Problem requirements – Check every line below for the word "components" and give only the number of lines where it appears.

begin Material

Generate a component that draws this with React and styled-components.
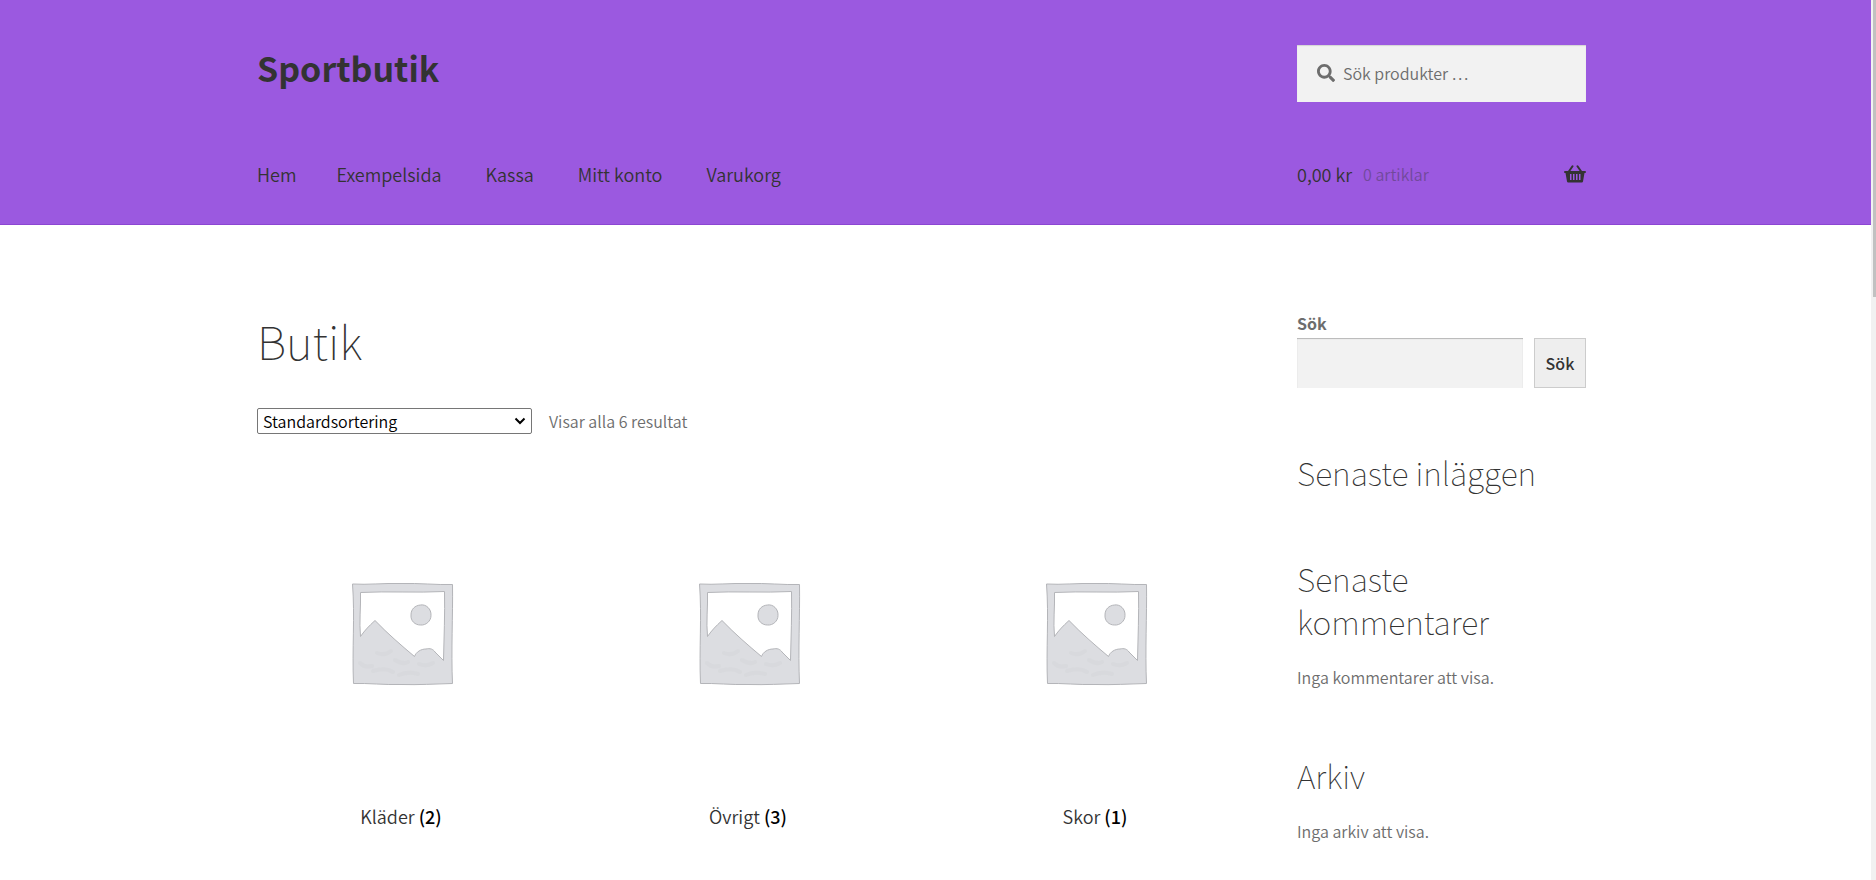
import React from "react";
import styled, { createGlobalStyle } from "styled-components";
import { FaSearch } from "react-icons/fa";

const GlobalStyle = createGlobalStyle`
  *, *::before, *::after { box-sizing: border-box; }
  body {
    margin: 0;
    background: #fff;
    color: #6d6d6d;
    font-family: "Source Sans Pro", "Noto Sans CJK SC", "Noto Sans", sans-serif;
    font-size: 16px;
    font-weight: 350;
    line-height: 28px;
  }
  h1, h2, p, ul { margin: 0; padding: 0; }
  ul { list-style: none; }
  a { color: inherit; text-decoration: none; }
  input, button, select { font-family: inherit; font-size: 16px; font-weight: 350; margin: 0; }
`;

const Window = styled.div`
  display: flex;
  height: 100vh;
  overflow: hidden;
`;

const Page = styled.div`
  flex: 1;
  min-width: 0;
`;

const ScrollTrack = styled.div`
  flex: none;
  width: 5px;
  padding-left: 2px;
  background: #f1f1f1;
`;

const ScrollThumb = styled.div`
  height: 297px;
  background: #c1c1c1;
`;

const Band = styled.div`
  padding: 0 48px 0 20px;
`;

const HeaderBand = styled(Band).attrs({ as: "header" })`
  background: #9b59e0;
  border-bottom: 1px solid #8c46d2;
`;

const Columns = styled.div`
  display: grid;
  grid-template-columns: minmax(0, 1fr) 289px;
  column-gap: 58px;
  max-width: 1329px;
  margin: 0 auto;
`;

const HeaderColumns = styled(Columns)`
  row-gap: 58px;
  padding: 45px 0 36px;
`;

const SiteTitle = styled.a`
  justify-self: start;
  color: #333;
  font-size: 34px;
  font-weight: 700;
  line-height: 46px;
`;

const ProductSearch = styled.label`
  display: flex;
  align-items: center;
  gap: 8px;
  height: 57px;
  padding: 0 20px 2px;
  background: #f2f2f2;
  box-shadow: inset 0 1px 1px rgba(0, 0, 0, 0.125);
  color: #6d6d6d;

  svg { flex: none; width: 18px; height: 18px; }
`;

const SearchInput = styled.input`
  flex: 1;
  min-width: 0;
  padding: 0;
  border: 0;
  outline: 0;
  background: none;
  color: #43454b;

  &::placeholder { color: #6d6d6d; opacity: 1; }
`;

const Nav = styled.nav`
  display: flex;
  gap: 44px;
  flex-wrap: wrap;
  color: #333;
  font-size: 18px;
`;

const NavLink = styled.a`
  margin-right: ${(p) => (p.$first ? "-4px" : "0")};
`;

const Cart = styled.a`
  display: flex;
  align-items: center;
  color: #333;
  font-size: 18px;

  svg { width: 22px; height: 18px; margin-left: auto; }
`;

const CartCount = styled.span`
  margin-left: 11px;
  font-size: 16px;
  opacity: 0.4;
`;

const ContentColumns = styled(Columns)`
  padding-top: 84px;
`;

const PageTitle = styled.h1`
  color: #333;
  font-size: 46px;
  font-weight: 100;
  line-height: 62px;
`;

const Sorting = styled.div`
  display: flex;
  align-items: center;
  gap: 17px;
  margin: 36px 0 55px;
`;

const SortField = styled.div`
  display: grid;
  align-items: center;
  width: 275px;

  > * { grid-area: 1 / 1; }
  svg {
    justify-self: end;
    width: 12px;
    height: 8px;
    margin-right: 6px;
    pointer-events: none;
  }
`;

const SortSelect = styled.select`
  appearance: none;
  width: 100%;
  height: 26px;
  padding: 0 24px 0 5px;
  border: 1px solid #767676;
  border-radius: 2px;
  background: #fff;
  color: #000;
  line-height: 22px;
`;

const Categories = styled.ul`
  display: grid;
  grid-template-columns: repeat(3, minmax(0, 1fr));
  column-gap: 59px;
`;

const Category = styled.a`
  display: flex;
  flex-direction: column;
  gap: 24px;
  text-align: center;

  svg { display: block; width: 100%; }
`;

const CategoryName = styled.h2`
  color: #333;
  font-size: 18px;
  font-weight: 350;
  line-height: 28px;
`;

const Count = styled.span`
  color: #000;
  font-weight: 500;
`;

const Sidebar = styled.aside`
  display: flex;
  flex-direction: column;
  gap: 63px;
`;

const Widget = styled.section`
  display: flex;
  flex-direction: column;
  gap: 20px;
`;

const SearchForm = styled.form`
  display: grid;
  grid-template-columns: minmax(0, 1fr) 52px;
  gap: 1px 11px;
`;

const SearchLabel = styled.label`
  grid-column: 1 / -1;
  font-weight: 700;
`;

const WidgetInput = styled.input`
  width: 100%;
  height: 50px;
  padding: 0 12px;
  border: 0;
  border-radius: 0;
  background: #f2f2f2;
  box-shadow: inset 0 1px 1px rgba(0, 0, 0, 0.25);
`;

const WidgetButton = styled.button`
  height: 50px;
  padding: 0;
  border: 1px solid #ccc;
  border-radius: 0;
  background: #eee;
  color: #333;
  font-weight: 500;
`;

const WidgetTitle = styled.h2`
  color: #333;
  font-size: 32px;
  font-weight: 100;
  line-height: 43px;
`;

const links = ["Hem", "Exempelsida", "Kassa", "Mitt konto", "Varukorg"];

const categories = [
  { name: "Kläder", count: 2 },
  { name: "Övrigt", count: 3 },
  { name: "Skor", count: 1 },
];

function BasketIcon() {
  return (
    <svg viewBox="0 0 22 18" aria-hidden="true">
      <g fill="none" stroke="currentColor" strokeWidth="2" strokeLinecap="round">
        <path d="M8.500 1.200L4.500 7M13.500 1.200L17.500 7" />
      </g>
      <path
        fill="currentColor"
        fillRule="evenodd"
        d="M1 6h20q1 0 1 1t-1 1h-.500l-1.500 8.500q-.200 1-1.200 1H4.200q-1 0-1.200-1L1.500 8H1Q0 8 0 7t1-1ZM6 9v6h1.500V9ZM9 9v6h1.500V9ZM12 9v6h1.500V9ZM15 9v6h1.500V9Z"
      />
    </svg>
  );
}

function Chevron() {
  return (
    <svg viewBox="0 0 12 8" aria-hidden="true">
      <path d="M1.500 1.500L6 6L10.500 1.500" fill="none" stroke="#000" strokeWidth="2" />
    </svg>
  );
}

function Placeholder() {
  return (
    <svg viewBox="1 0 288 288" aria-hidden="true">
      <g stroke="#b4b5b9" strokeWidth="1" strokeLinejoin="round">
        <path
          fill="#dcdde1"
          fillRule="evenodd"
          d="M96.500 94C112 95 127 93 145 93.500C164 93 180 95 196.500 94.500C197 125 195 161 196.500 193.500C178 194 162 195 146 194.500C128 195 112 193 97.500 193.500C96 160 99 126 96.500 94ZM104.500 102.500C105 116 103 132 104.500 146.500C109 140 113 136 119 130.500C132 144 146 156 158.500 166.500C160 162 165 159 170 159C174 158 177 159 179 162L187.500 170.500C188 147 189 124 188.500 101.500C160 103 132 101 104.500 102.500Z"
        />
        <path
          fill="#dcdde1"
          d="M164.500 115C170 114 175.500 119 175 125.500C175 131 170 135.500 164.500 135C159 135 154.500 131 155 125C155 119 159 115.500 164.500 115Z"
        />
      </g>
      <g fill="none" stroke="#d3d4d8" strokeWidth="4" strokeLinecap="round" opacity="0.4">
        <path d="M104 173q5 5 12 3M121 163q8 3 14-2M117 181q12-4 20 1M139 170q8 5 13 2M143 185q9-4 19-1M163 174q7 3 14-1" />
      </g>
    </svg>
  );
}

export default function App() {
  return (
    <Window>
      <GlobalStyle />
      <Page>
        <HeaderBand>
          <HeaderColumns>
            <SiteTitle href="#">Sportbutik</SiteTitle>
            <ProductSearch>
              <FaSearch aria-hidden="true" />
              <SearchInput type="search" aria-label="Sök produkter" placeholder="Sök produkter …" />
            </ProductSearch>
            <Nav>
              {links.map((text, i) => (
                <NavLink key={text} href="#" $first={i === 0}>{text}</NavLink>
              ))}
            </Nav>
            <Cart href="#">
              0,00 kr <CartCount>0 artiklar</CartCount>
              <BasketIcon />
            </Cart>
          </HeaderColumns>
        </HeaderBand>
        <Band>
          <ContentColumns>
            <main>
              <PageTitle>Butik</PageTitle>
              <Sorting>
                <SortField>
                  <SortSelect aria-label="Sortering">
                    <option>Standardsortering</option>
                  </SortSelect>
                  <Chevron />
                </SortField>
                <p>Visar alla 6 resultat</p>
              </Sorting>
              <Categories>
                {categories.map(({ name, count }) => (
                  <li key={name}>
                    <Category href="#">
                      <Placeholder />
                      <CategoryName>
                        {name} <Count>({count})</Count>
                      </CategoryName>
                    </Category>
                  </li>
                ))}
              </Categories>
            </main>
            <Sidebar>
              <SearchForm>
                <SearchLabel htmlFor="widget-search">Sök</SearchLabel>
                <WidgetInput id="widget-search" type="search" />
                <WidgetButton type="button">Sök</WidgetButton>
              </SearchForm>
              <Widget>
                <WidgetTitle>Senaste inläggen</WidgetTitle>
              </Widget>
              <Widget>
                <WidgetTitle>Senaste kommentarer</WidgetTitle>
                <p>Inga kommentarer att visa.</p>
              </Widget>
              <Widget>
                <WidgetTitle>Arkiv</WidgetTitle>
                <p>Inga arkiv att visa.</p>
              </Widget>
            </Sidebar>
          </ContentColumns>
        </Band>
      </Page>
      <ScrollTrack>
        <ScrollThumb />
      </ScrollTrack>
    </Window>
  );
}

end Material

Full answer – 2